The stakes are multiplied by the human footprint. With nearly nine million Indians in the Gulf, we are not just looking at a loss of energy; we are looking at a potential loss of livelihood for an entire demographic. In 2025, remittances reached a record high; by March 2026, the suspension of flights and the threat of drone strikes on civil aviation hubs in the UAE and Qatar have put those flows at risk. India is the only major power that cannot afford to let the Gulf burn, for our own blood and treasure are inextricably linked to its soil.
DELHI’S MORAL AND STRATEGIC LEADERSHIP
For India, the stakes are not merely high; they are existential. Beyond the pumps and the factories, thereisthehumancost. Millions of Indians working in the Gulf—from the high-rise offices of Dubai to the oil fields of Kuwait—now face an uncertain future. They are the source of over $85 billion in annual remittances, a vital pillar of our foreign exchange reserves and a lifeline for millions of families in Kerala, Tamil Nadu, and Uttar Pradesh.

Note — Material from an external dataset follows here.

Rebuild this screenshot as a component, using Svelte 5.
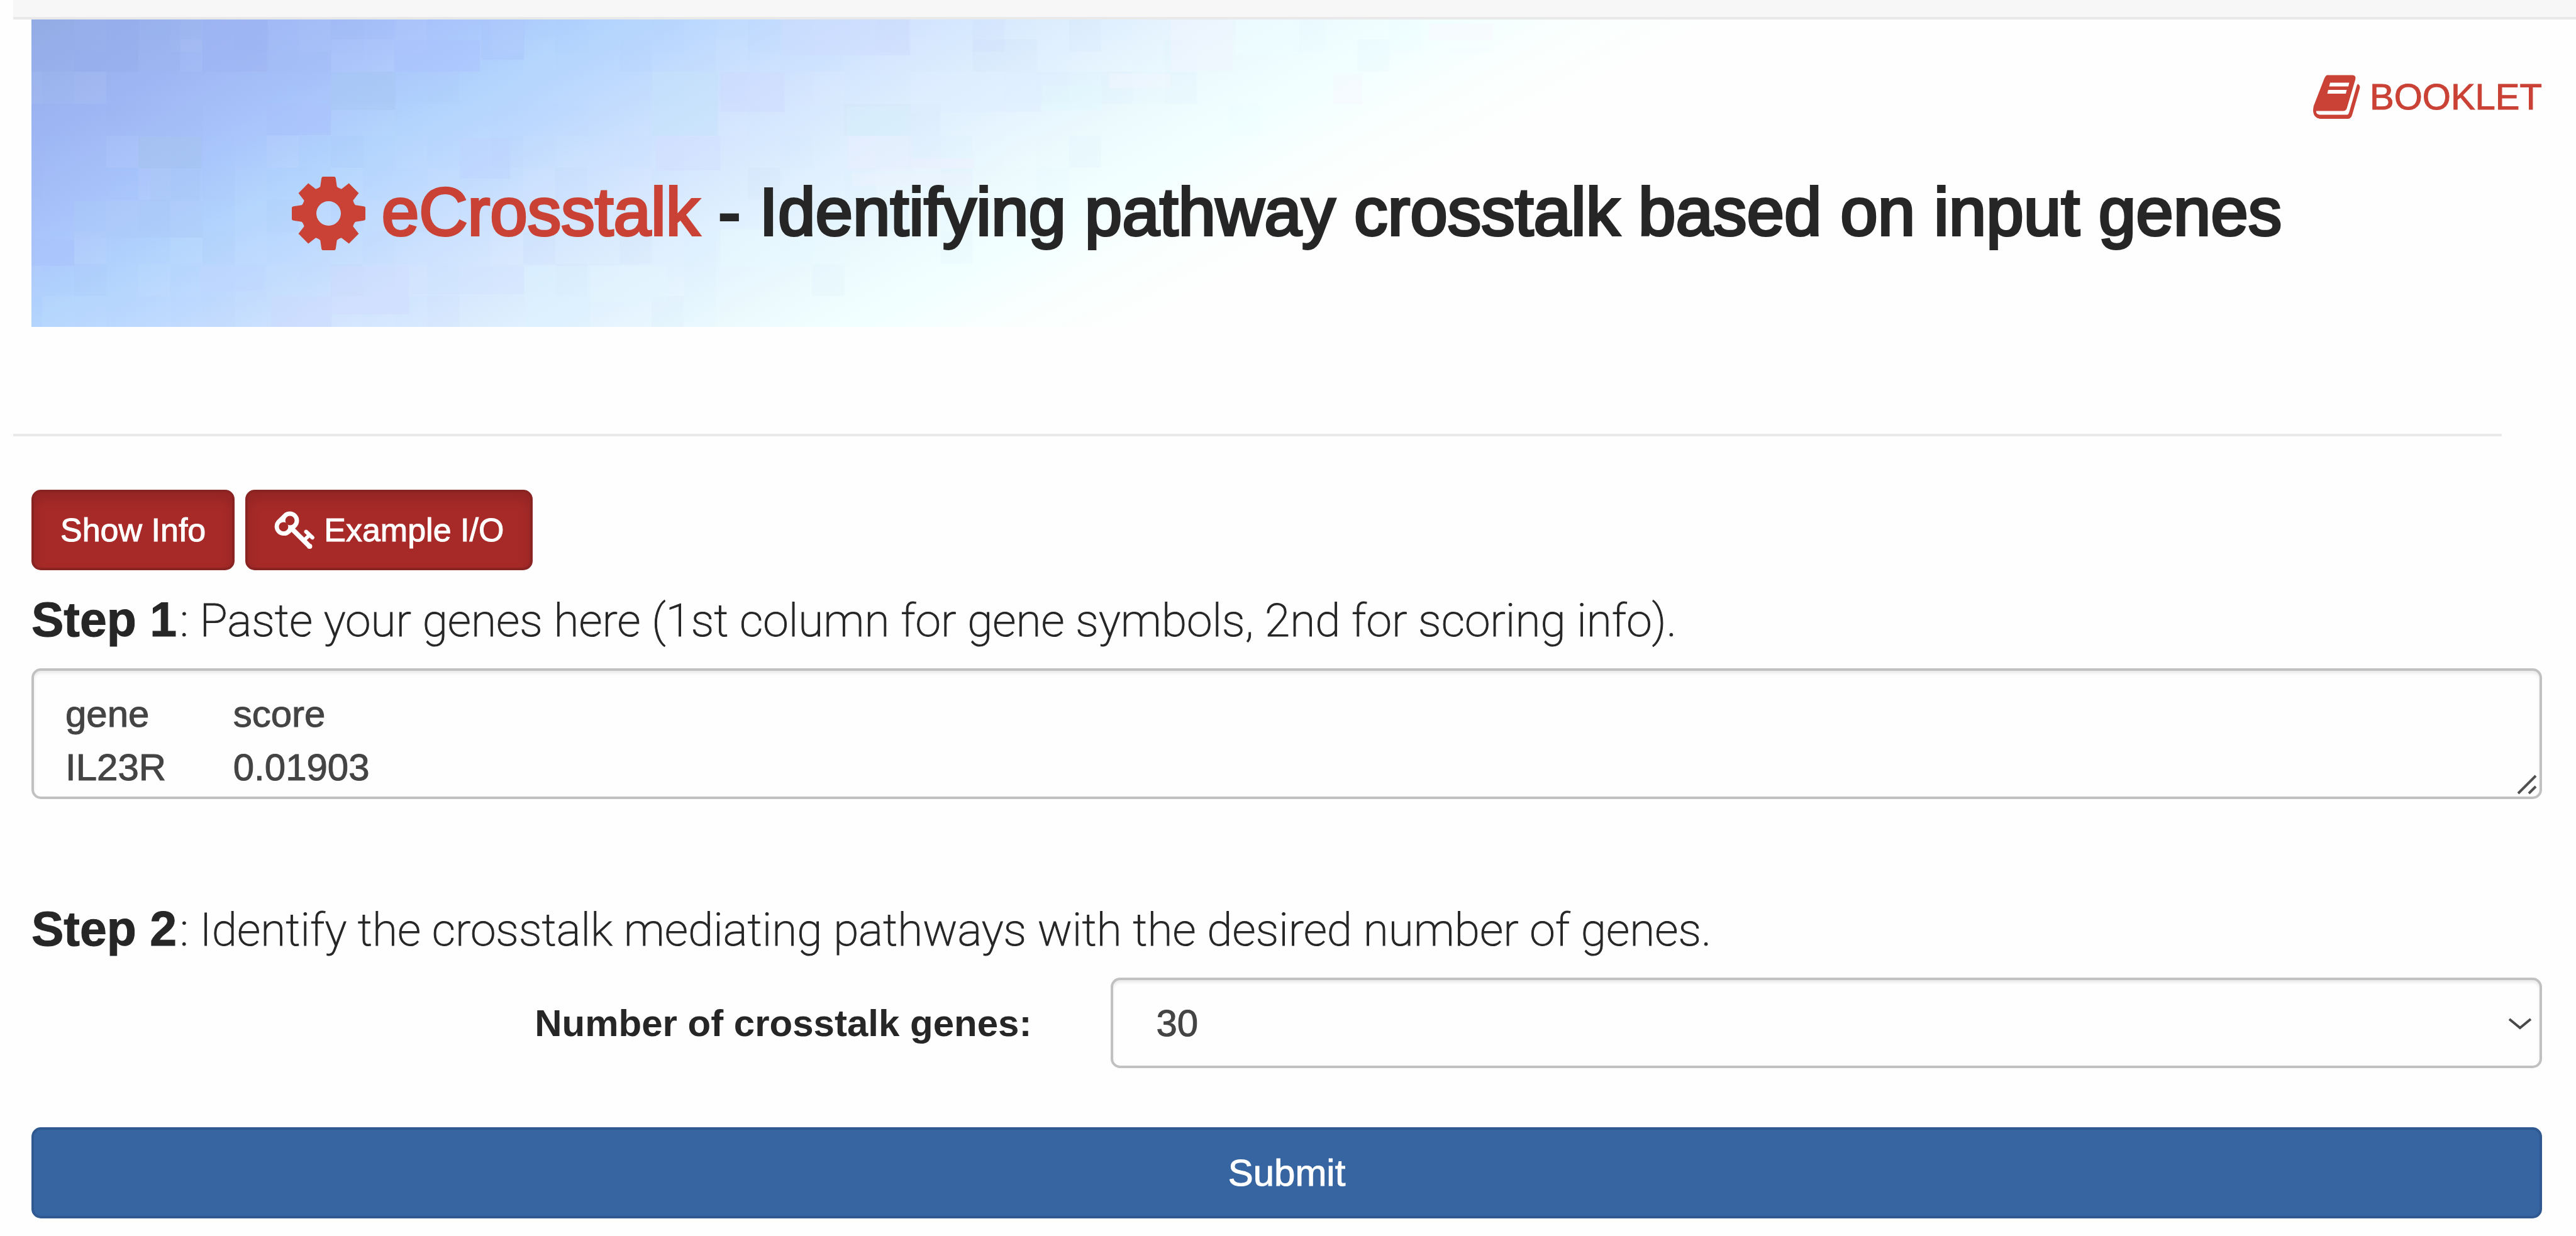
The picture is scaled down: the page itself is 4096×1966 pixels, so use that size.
<script>
  let genes = $state('gene\tscore\nIL23R\t0.01903');
  let count = $state('30');
  const counts = ['10', '20', '30', '40', '50'];

  // Colour stops of the sky backdrop, as [offset, colour]
  const stops = [
    [0, '#93abe4'], [0.06, '#97b0ec'], [0.14, '#9eb7f4'], [0.24, '#a8c3fb'],
    [0.34, '#b2d4fd'], [0.42, '#bfdafe'], [0.51, '#cfe3fe'], [0.63, '#dfeffe'],
    [0.75, '#ecfafe'], [0.83, '#f1ffff'], [0.92, '#fafffe'], [1, '#fefefe'],
  ];

  // Larger tinted tiles of the backdrop: x, y, width, height, colour
  const tiles = [
    [68, 0, 102, 83, '#95adeb'], [170, 0, 66, 83, '#9ab4f0'], [272, 0, 102, 83, '#a0b4f4'],
    [376, 0, 100, 83, '#a4bef8'], [577, 33, 136, 50, '#aac2fd'], [715, 0, 68, 64, '#a9c6fc'],
    [374, 134, 102, 50, '#a8c0fc'], [476, 83, 102, 61, '#a7c7f2'], [170, 187, 100, 50, '#a3c4ec'],
    [189, 237, 79, 52, '#a8c8f5'], [0, 350, 68, 42, '#a8c2fc'], [68, 289, 204, 58, '#abcaf7'],
    [1193, 0, 204, 57, '#cddbfe'], [1095, 83, 102, 64, '#cdd9fd'], [993, 186, 102, 54, '#d1ddfe'],
    [681, 189, 80, 64, '#bdd4fe'], [476, 392, 124, 77, '#cfdbfe'], [381, 440, 96, 49, '#cbdafe'],
    [268, 392, 102, 40, '#bfd5fd'], [987, 83, 104, 102, '#c4e2fa'], [1295, 138, 102, 47, '#d5f0fb'],
    [1397, 83, 208, 64, '#dfeeff'], [1298, 186, 102, 54, '#e7eefe'], [1304, 244, 192, 20, '#ebf1fe'],
    [1397, 221, 102, 16, '#edf0fe'], [1606, 105, 96, 39, '#dff8fe'], [602, 392, 181, 45, '#d2e4fe'],
    [783, 392, 104, 97, '#daf1fe'], [887, 392, 124, 58, '#e3f6fe'], [1095, 334, 204, 58, '#e8f9fe'],
    [1811, 0, 98, 82, '#f1f3fe'], [1713, 86, 98, 23, '#f2f5fe'], [2222, 7, 102, 26, '#f7f8fe'],
    [2070, 86, 46, 49, '#f5f8fe'], [2252, 44, 72, 10, '#f3fdfe'], [1914, 0, 102, 56, '#edfdff'],
  ];

  // Fine light and dark grain laid over the gradient
  const grain = [];
  for (let row = 0; row < 10; row += 1) {
    for (let col = 0; col < 48; col += 1) {
      const x = col === 0 ? 0 : 17 + (col - 1) * 51;
      const y = row === 0 ? 0 : 32 + (row - 1) * 51;
      const n = (col * 37 + row * 61 + col * row * 17) % 23;
      const depth = x + y * 2;
      if (depth < 2200 && n < 12) {
        grain.push({ x, y, w: col === 0 ? 17 : 51, fill: n % 2 ? '#ffffff' : '#8fb4f0', o: 0.02 + (n % 4) * 0.01 });
      }
    }
  }
</script>

<div class="topbar"></div>
<main>
  <header>
    <svg class="sky" viewBox="0 0 3991 489" preserveAspectRatio="none" aria-hidden="true">
      <defs>
        <linearGradient id="sky" gradientUnits="userSpaceOnUse" x1="0" y1="0" x2="583" y2="1108">
          {#each stops as [offset, color]}
            <stop {offset} stop-color={color} />
          {/each}
        </linearGradient>
      </defs>
      <rect width="3991" height="489" fill="url(#sky)" />
      {#each grain as g}
        <rect x={g.x} y={g.y} width={g.w} height="51" fill={g.fill} opacity={g.o} />
      {/each}
      {#each tiles as [x, y, w, h, fill]}
        <rect {x} {y} width={w} height={h} {fill} opacity="0.5" />
      {/each}
    </svg>
    <a class="booklet" href="#booklet">
      <svg width="75" height="70" viewBox="0 0 75 70" aria-hidden="true">
        <path fill="currentColor" fill-rule="evenodd" d="M22 .5H62Q69 .5 67 8L53.5 53.5Q52 57.5 48 57.5H5Q4 62 10 63.5H54Q56 63.5 57 60.5L69.5 17L71 14.5Q75.5 17 74 22L62 64Q60 70 55 70H11Q0 68 0 56Q.5 50 1.5 48L17 8Q19 2 22 .5ZM27 12.5L25.5 18.5H56L57.5 12.5ZM24 24L22.5 30H52L53.5 24Z" />
      </svg>
      <span>BOOKLET</span>
    </a>
    <h1>
      <svg width="117" height="117" viewBox="-58.5 -58.5 117 117" aria-hidden="true">
        <path fill="currentColor" fill-rule="evenodd" d="M-9-58.5H9Q11-58.5 11.3-56L13.2-43Q14-41 20.4-38.8L32.3-47.9L47.9-32.3L38.8-20.4Q41-14 43-13.2L56-11.3Q58.5-11 58.5-9V9Q58.5 11 56 11.3L43 13.2Q41 14 38.8 20.4L47.9 32.3L32.3 47.9L20.4 38.8Q14 41 13.2 43L11.3 56Q11 58.5 9 58.5H-9Q-11 58.5-11.3 56L-13.2 43Q-14 41-20.4 38.8L-32.3 47.9L-47.9 32.3L-38.8 20.4Q-41 14-43 13.2L-56 11.3Q-58.5 11-58.5 9V-9Q-58.5-11-56-11.3L-43-13.2Q-41-14-38.8-20.4L-47.9-32.3L-32.3-47.9L-20.4-38.8Q-14-41-13.2-43L-11.3-56Q-11-58.5-9-58.5ZM0-19.5A19.5 19.5 0 1 0 0 19.5A19.5 19.5 0 1 0 0-19.5Z" />
      </svg>
      <span><span class="brand">eCrosstalk</span> - Identifying pathway crosstalk based on input genes</span>
    </h1>
  </header>
</main>
<hr />
<main>
  <div class="actions">
    <button type="button" class="red">Show Info</button>
    <button type="button" class="red">
      <svg width="65" height="61" viewBox="112 98 288 270" aria-hidden="true">
        <mask id="bow" maskUnits="userSpaceOnUse" x="100" y="90" width="310" height="290">
          <rect x="100" y="90" width="310" height="290" fill="#fff" />
          <circle cx="223" cy="164" r="33" />
          <circle cx="178" cy="208" r="33" />
        </mask>
        <g mask="url(#bow)" fill="none" stroke="#fff">
          <path d="M222 165L180 206" stroke-width="130" stroke-linecap="round" />
          <path d="M236 222L361 346" stroke-width="34" />
          <path d="M361 346h1" stroke-width="36" stroke-linecap="round" />
          <path d="M337 243L381 284" stroke-width="28" stroke-linecap="round" />
          <path d="M325 300L362 266" stroke-width="26" />
        </g>
      </svg>
      Example I/O
    </button>
  </div>

  <form onsubmit={(e) => e.preventDefault()}>
    <label class="step" for="genes"><b>Step 1</b>: Paste your genes here (1st column for gene symbols, 2nd for scoring info).</label>
    <div class="field">
      <textarea id="genes" rows="2" bind:value={genes}></textarea>
      <svg class="grip" width="32" height="32" viewBox="0 0 32 32" aria-hidden="true">
        <path d="M2 30L30 2M19 30L30 19" stroke="#505050" stroke-width="4" />
      </svg>
    </div>

    <p class="step second"><b>Step 2</b>: Identify the crosstalk mediating pathways with the desired number of genes.</p>
    <div class="row">
      <label for="count">Number of crosstalk genes:</label>
      <div class="field">
        <select id="count" bind:value={count}>
          {#each counts as c}
            <option value={c}>{c}</option>
          {/each}
        </select>
        <svg class="chevron" width="38" height="20" viewBox="0 0 38 20" aria-hidden="true">
          <path d="M2 2L19 16L36 2" fill="none" stroke="#484848" stroke-width="4" />
        </svg>
      </div>
    </div>
    <button type="submit" class="submit">Submit</button>
  </form>
</main>

<style>
  :global(body) {
    background: #fefefe;
    color: #262626;
    font-family: 'Liberation Sans', Arial, sans-serif;
    font-size: 60px;
    line-height: 85px;
  }
  .topbar {
    box-sizing: border-box;
    height: 31px;
    margin-left: 21px;
    background: #f7f7f7;
    border-bottom: 4px solid #e9e9e9;
  }
  main {
    margin: 0 54px 0 50px;
  }
  header {
    position: relative;
    display: flex;
    flex-direction: column;
    padding: 80px 0 122px;
  }
  .sky {
    position: absolute;
    inset: 0;
    z-index: -1;
    width: 100%;
    height: 100%;
  }
  .booklet {
    display: flex;
    align-items: center;
    align-self: flex-end;
    gap: 15px;
    color: #ca4135;
    font-size: 58px;
    text-decoration: none;
    -webkit-text-stroke: 1px currentColor;
  }
  h1 {
    display: flex;
    align-items: flex-end;
    justify-content: center;
    gap: 26px;
    margin: 80px 0 0;
    font-size: 107px;
    font-weight: 400;
    line-height: 122px;
    white-space: nowrap;
    -webkit-text-stroke: 4px currentColor;
  }
  h1 svg,
  .brand {
    color: #ca4135;
  }
  .brand {
    -webkit-text-stroke-color: #ca4135;
  }
  hr {
    height: 4px;
    margin: 170px 118px 85px 21px;
    border: 0;
    background: #e9e9e9;
  }
  .actions {
    display: flex;
    gap: 17px;
    margin-bottom: 36px;
  }
  button {
    border: 4px solid;
    border-radius: 15px;
    color: #fff;
    font-family: inherit;
    -webkit-text-stroke: 1px currentColor;
  }
  .red {
    display: flex;
    align-items: center;
    gap: 14px;
    height: 128px;
    padding: 0 42px;
    border-color: #8a2422;
    background: #a72a28;
    box-shadow: inset 0 11px 19px rgba(0, 0, 0, 0.13);
    font-size: 52px;
  }
  .step {
    display: block;
    margin: 0 0 34px;
    font-family: Roboto, sans-serif;
    font-size: 73px;
    font-weight: 200;
    line-height: 84px;
    -webkit-text-stroke: 1px currentColor;
  }
  .step b {
    margin-right: 5px;
    font-family: 'Liberation Sans', Arial, sans-serif;
    font-size: 77px;
    font-weight: 700;
  }
  .second {
    margin-top: 164px;
  }
  .field {
    position: relative;
    display: flex;
  }
  textarea,
  select {
    box-sizing: border-box;
    width: 100%;
    margin: 0;
    border: 4px solid #c1c1c1;
    border-radius: 15px;
    background: #fefefe;
    box-shadow: inset 0 4px 4px rgba(0, 0, 0, 0.08);
    color: #444;
    font: inherit;
    -webkit-text-stroke: 1px currentColor;
  }
  textarea {
    height: 208px;
    padding: 26px 50px 0;
    overflow: hidden;
    resize: none;
  }
  select {
    height: 144px;
    padding: 0 68px;
    appearance: none;
  }
  .grip {
    position: absolute;
    right: 8px;
    bottom: 7px;
  }
  .chevron {
    position: absolute;
    top: 64px;
    right: 16px;
    pointer-events: none;
  }
  .row {
    display: grid;
    grid-template-columns: 1590fr 2275fr;
    align-items: center;
    gap: 126px;
    margin-bottom: 94px;
    font-weight: 700;
  }
  .row label {
    text-align: right;
  }
  .row select {
    font-weight: 400;
  }
  .submit {
    width: 100%;
    height: 145px;
    border-color: #2f5990;
    background: #3665a2;
    font-size: 60px;
  }
</style>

In the first week of the war, we managed the evacuation of thousands. But as the ‘Safe Haven’ status of cities like Dubai, Bahrain, and Doha is threatened by retaliatory drone strikes and regional instability, we face a potential humanitarian crisis of unprecedented scale. India cannot afford to be a passive observer to the destruction of the region that serves as our primary economic and human hinterland. In light of these visible scars on our economy—from the shuttered café in Alappuzha to the panicked queues in Noida—India’s stance can no longer be one of ‘wait and watch’. We have a moral and strategic obligation to act.
India must take a robust lead in calling for de-escalation and diplomacy. To do so is not a sign of weakness; it is a necessity born of realism. By refusing to fall prey to the temptation of grandstanding against the US-Israeli misadventure and by keeping open the lines of communication with the government in Tehran, we have remained the only major power that maintains credible relationships with all actors in this tragedy. Delhi must now move beyond “cautious concern” and exercise the leadership that our status and interests demand.
I have never been a great fan of the aspiration to be a ‘Vishwa Guru’ (Teacher to the World), arguing that we were better off as a ‘Vishwa Bandhu’ (Friend of the World) instead. Today, I am inclined to call on our elected government, in the spirit of its traditional ‘Vishwa Mitra’ diplomacy, to now transition into ‘Vishwa Shanti’ (World Peace) action. We must lead an international coalition to demand an immediate ceasefire, the reopening of the Strait of Hormuz under neutral UN monitoring (with a UN-monitored ‘Green Corridor’ for energy vessels), and a return to the diplomatic framework at the negotiating table in Geneva.
The missiles of Epic Fury have failed. They have not brought security; they have caused a global supply shock that threatens to undo a decade of Indian progress. The choice is stark: we can either wait for the abyss to swallow our growth, our energy security, and our people, or we can attempt to lead the world back from the brink. The time to seek a solution built on diplomacy and mutual economic interest rather than decapitation strikes is now.